-- start Raw data --

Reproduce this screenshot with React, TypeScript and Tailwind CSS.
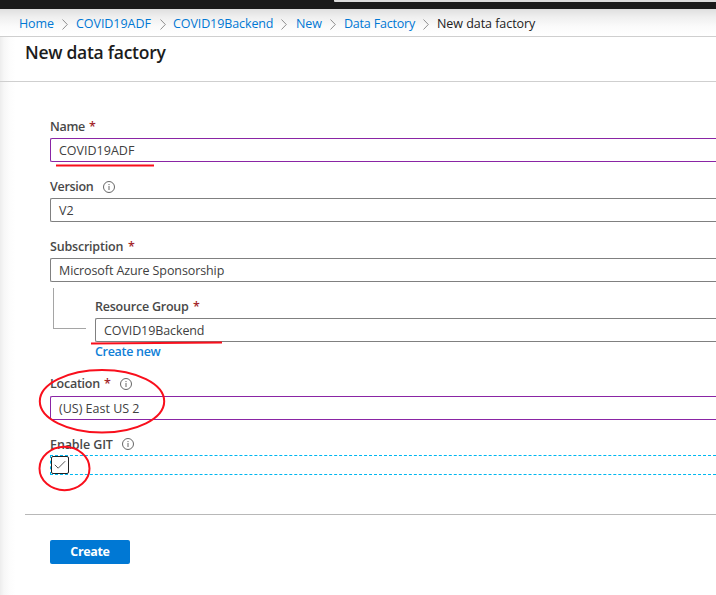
import type { ReactNode } from "react";

function Chevron() {
  return (
    <svg className="block shrink-0" width="6" height="11" viewBox="0 0 6 11" fill="none" stroke="#858585" strokeWidth="0.9">
      <path d="M0.5 0.5 5.3 5.5 0.5 10.5" />
    </svg>
  );
}

function Info() {
  return (
    <svg className="block" width="12" height="12" viewBox="0 0 12 12" fill="none" stroke="#555" strokeWidth="0.9">
      <circle cx="6" cy="6" r="5.5" />
      <path d="M6 5v4M6 3v1.1" />
    </svg>
  );
}

function Label({ text, className, required, info }: { text: string; className: string; required?: boolean; info?: string }) {
  return (
    <div className="flex h-[22px] items-center whitespace-nowrap text-[12.5px] font-semibold leading-[22px] text-[#484848]">
      <span className={className}>{text}</span>
      {required && <span className="ml-1 w-[6px] font-semibold text-[#a4262c]">*</span>}
      {info && <span className={info}><Info /></span>}
    </div>
  );
}

function Field({ children, active }: { children: ReactNode; active?: boolean }) {
  return (
    <div
      className={`flex h-6 items-center whitespace-nowrap rounded-l-[2px] border border-r-0 bg-white pl-2 pt-[2px] text-[12.5px] text-[#404040] ${
        active ? "border-[#8a25a5]" : "border-[#808080]"
      }`}
    >
      {children}
    </div>
  );
}

export default function App() {
  return (
    <div className="relative flex h-[595px] w-[716px] flex-col overflow-hidden bg-white font-['Open_Sans','Noto_Sans',sans-serif]">
      <header className="flex h-[9px] shrink-0 items-start bg-[#1b1b1b] pl-[334px]">
        <div className="h-[2px] w-full rounded-bl-[1px] bg-[#dcdcdc]" />
      </header>

      <div className="flex grow flex-col bg-[linear-gradient(to_right,#ededed_0px,#f7f7f7_4px,#fdfdfd_10px,#fff_16px)]">
        <nav className="flex h-7 shrink-0 items-center whitespace-nowrap border-b border-[#cfcfcf] bg-[linear-gradient(to_bottom,#dfdfdf_0px,#efefef_8px,#fafafa_17px,#fff_26px)] pl-[19px] pt-[3px] text-[12.5px] text-[#0078d4]">
          <a className="w-[43px] tracking-[-0.1px]">Home</a>
          <Chevron />
          <a className="ml-2 w-[84px] tracking-[-0.05px]">COVID19ADF</a>
          <Chevron />
          <a className="ml-[7px] w-[108px] tracking-[-0.1px]">COVID19Backend</a>
          <Chevron />
          <a className="ml-[9px] w-[34px] tracking-[-0.1px]">New</a>
          <Chevron />
          <a className="ml-2 w-[79px] tracking-[-0.2px]">Data Factory</a>
          <Chevron />
          <span className="ml-2 tracking-[-0.05px] text-[#222]">New data factory</span>
        </nav>

        <div className="h-[45px] shrink-0 border-b border-[#cfcfcf] pl-[25px] pt-[3px]">
          <h1 className="whitespace-nowrap text-[17.5px] font-semibold leading-6 tracking-[-0.28px] text-[#1c1c1c]">New data factory</h1>
        </div>

        <main className="flex flex-col pl-[50px] pt-[34px]">
          <Label text="Name" className="w-[35px] tracking-[-0.3px]" required />
          <Field active><span>COVID19ADF</span></Field>

          <div className="mt-[14px]">
            <Label text="Version" className="w-[43px] tracking-[-0.3px]" info="ml-[10px]" />
            <Field>V2</Field>
          </div>

          <div className="mt-[14px]">
            <Label text="Subscription" className="w-[74px] tracking-[-0.2px]" required />
            <Field><span className="tracking-[-0.1px]">Microsoft Azure Sponsorship</span></Field>
          </div>

          <div className="flex">
            <div className="ml-[3px] mt-[6px] h-[41px] w-[33px] shrink-0 border-b border-l border-[#a5a5a5]" />
            <div className="ml-[9px] grow pt-[14px]">
              <Label text="Resource Group" className="w-[94px] tracking-[-0.22px]" required />
              <Field><span className="tracking-[-0.1px]">COVID19Backend</span></Field>
              <a className="block h-[18px] text-[12.5px] font-semibold leading-[19px] tracking-[-0.3px] text-[#0f80d7]">Create new</a>
            </div>
          </div>

          <div className="mt-[13px]">
            <Label text="Location" className="w-[50px] tracking-[-0.25px]" required info="ml-[10px]" />
            <div className="mt-px">
              <Field active><span>(US) East US 2</span></Field>
            </div>
          </div>

          <div className="mt-[14px]">
            <Label text="Enable GIT" className="w-[63px] tracking-[-0.1px]" info="-mt-[2px] ml-[9px]" />
            <div className="-mt-px flex h-5 border border-r-0 border-dashed border-[#00b7f0]">
              <div role="checkbox" aria-checked="true" className="flex size-[18px] items-center justify-center rounded-[2px] border border-[#222] bg-white">
                <svg width="12" height="10" viewBox="0 0 12 10" fill="none" stroke="#555" strokeWidth="1">
                  <path d="M0.8 4.8 4.2 8.2 11.2 1.2" />
                </svg>
              </div>
            </div>
          </div>
        </main>

        <footer className="ml-[25px] mt-[39px] border-t border-[#b8b8b8] pl-[25px] pt-[25px]">
          <button className="block h-6 w-20 rounded-[2px] bg-[#0078d4] text-[12.5px] font-bold leading-[22px] tracking-[-0.35px] text-white">Create</button>
        </footer>
      </div>

      <svg className="pointer-events-none absolute left-0 top-0" width="716" height="595" viewBox="0 0 716 595" fill="none" stroke="#f90f1c" strokeWidth="2">
        <path d="M56 165.5H154" />
        <path d="M91 343.5 222 342.5" />
        <ellipse cx="102" cy="401.3" rx="62.2" ry="31.3" />
        <ellipse cx="64.5" cy="468.5" rx="25" ry="21.7" />
      </svg>
    </div>
  );
}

-- end Raw data --

Problem description: Are you able to set down all the lines above exactly, without any pictures?

Exercise output:
Reproduce this screenshot with React, TypeScript and Tailwind CSS.
import type { ReactNode } from "react";

function Chevron() {
  return (
    <svg className="block shrink-0" width="6" height="11" viewBox="0 0 6 11" fill="none" stroke="#858585" strokeWidth="0.9">
      <path d="M0.5 0.5 5.3 5.5 0.5 10.5" />
    </svg>
  );
}

function Info() {
  return (
    <svg className="block" width="12" height="12" viewBox="0 0 12 12" fill="none" stroke="#555" strokeWidth="0.9">
      <circle cx="6" cy="6" r="5.5" />
      <path d="M6 5v4M6 3v1.1" />
    </svg>
  );
}

function Label({ text, className, required, info }: { text: string; className: string; required?: boolean; info?: string }) {
  return (
    <div className="flex h-[22px] items-center whitespace-nowrap text-[12.5px] font-semibold leading-[22px] text-[#484848]">
      <span className={className}>{text}</span>
      {required && <span className="ml-1 w-[6px] font-semibold text-[#a4262c]">*</span>}
      {info && <span className={info}><Info /></span>}
    </div>
  );
}

function Field({ children, active }: { children: ReactNode; active?: boolean }) {
  return (
    <div
      className={`flex h-6 items-center whitespace-nowrap rounded-l-[2px] border border-r-0 bg-white pl-2 pt-[2px] text-[12.5px] text-[#404040] ${
        active ? "border-[#8a25a5]" : "border-[#808080]"
      }`}
    >
      {children}
    </div>
  );
}

export default function App() {
  return (
    <div className="relative flex h-[595px] w-[716px] flex-col overflow-hidden bg-white font-['Open_Sans','Noto_Sans',sans-serif]">
      <header className="flex h-[9px] shrink-0 items-start bg-[#1b1b1b] pl-[334px]">
        <div className="h-[2px] w-full rounded-bl-[1px] bg-[#dcdcdc]" />
      </header>

      <div className="flex grow flex-col bg-[linear-gradient(to_right,#ededed_0px,#f7f7f7_4px,#fdfdfd_10px,#fff_16px)]">
        <nav className="flex h-7 shrink-0 items-center whitespace-nowrap border-b border-[#cfcfcf] bg-[linear-gradient(to_bottom,#dfdfdf_0px,#efefef_8px,#fafafa_17px,#fff_26px)] pl-[19px] pt-[3px] text-[12.5px] text-[#0078d4]">
          <a className="w-[43px] tracking-[-0.1px]">Home</a>
          <Chevron />
          <a className="ml-2 w-[84px] tracking-[-0.05px]">COVID19ADF</a>
          <Chevron />
          <a className="ml-[7px] w-[108px] tracking-[-0.1px]">COVID19Backend</a>
          <Chevron />
          <a className="ml-[9px] w-[34px] tracking-[-0.1px]">New</a>
          <Chevron />
          <a className="ml-2 w-[79px] tracking-[-0.2px]">Data Factory</a>
          <Chevron />
          <span className="ml-2 tracking-[-0.05px] text-[#222]">New data factory</span>
        </nav>

        <div className="h-[45px] shrink-0 border-b border-[#cfcfcf] pl-[25px] pt-[3px]">
          <h1 className="whitespace-nowrap text-[17.5px] font-semibold leading-6 tracking-[-0.28px] text-[#1c1c1c]">New data factory</h1>
        </div>

        <main className="flex flex-col pl-[50px] pt-[34px]">
          <Label text="Name" className="w-[35px] tracking-[-0.3px]" required />
          <Field active><span>COVID19ADF</span></Field>

          <div className="mt-[14px]">
            <Label text="Version" className="w-[43px] tracking-[-0.3px]" info="ml-[10px]" />
            <Field>V2</Field>
          </div>

          <div className="mt-[14px]">
            <Label text="Subscription" className="w-[74px] tracking-[-0.2px]" required />
            <Field><span className="tracking-[-0.1px]">Microsoft Azure Sponsorship</span></Field>
          </div>

          <div className="flex">
            <div className="ml-[3px] mt-[6px] h-[41px] w-[33px] shrink-0 border-b border-l border-[#a5a5a5]" />
            <div className="ml-[9px] grow pt-[14px]">
              <Label text="Resource Group" className="w-[94px] tracking-[-0.22px]" required />
              <Field><span className="tracking-[-0.1px]">COVID19Backend</span></Field>
              <a className="block h-[18px] text-[12.5px] font-semibold leading-[19px] tracking-[-0.3px] text-[#0f80d7]">Create new</a>
            </div>
          </div>

          <div className="mt-[13px]">
            <Label text="Location" className="w-[50px] tracking-[-0.25px]" required info="ml-[10px]" />
            <div className="mt-px">
              <Field active><span>(US) East US 2</span></Field>
            </div>
          </div>

          <div className="mt-[14px]">
            <Label text="Enable GIT" className="w-[63px] tracking-[-0.1px]" info="-mt-[2px] ml-[9px]" />
            <div className="-mt-px flex h-5 border border-r-0 border-dashed border-[#00b7f0]">
              <div role="checkbox" aria-checked="true" className="flex size-[18px] items-center justify-center rounded-[2px] border border-[#222] bg-white">
                <svg width="12" height="10" viewBox="0 0 12 10" fill="none" stroke="#555" strokeWidth="1">
                  <path d="M0.8 4.8 4.2 8.2 11.2 1.2" />
                </svg>
              </div>
            </div>
          </div>
        </main>

        <footer className="ml-[25px] mt-[39px] border-t border-[#b8b8b8] pl-[25px] pt-[25px]">
          <button className="block h-6 w-20 rounded-[2px] bg-[#0078d4] text-[12.5px] font-bold leading-[22px] tracking-[-0.35px] text-white">Create</button>
        </footer>
      </div>

      <svg className="pointer-events-none absolute left-0 top-0" width="716" height="595" viewBox="0 0 716 595" fill="none" stroke="#f90f1c" strokeWidth="2">
        <path d="M56 165.5H154" />
        <path d="M91 343.5 222 342.5" />
        <ellipse cx="102" cy="401.3" rx="62.2" ry="31.3" />
        <ellipse cx="64.5" cy="468.5" rx="25" ry="21.7" />
      </svg>
    </div>
  );
}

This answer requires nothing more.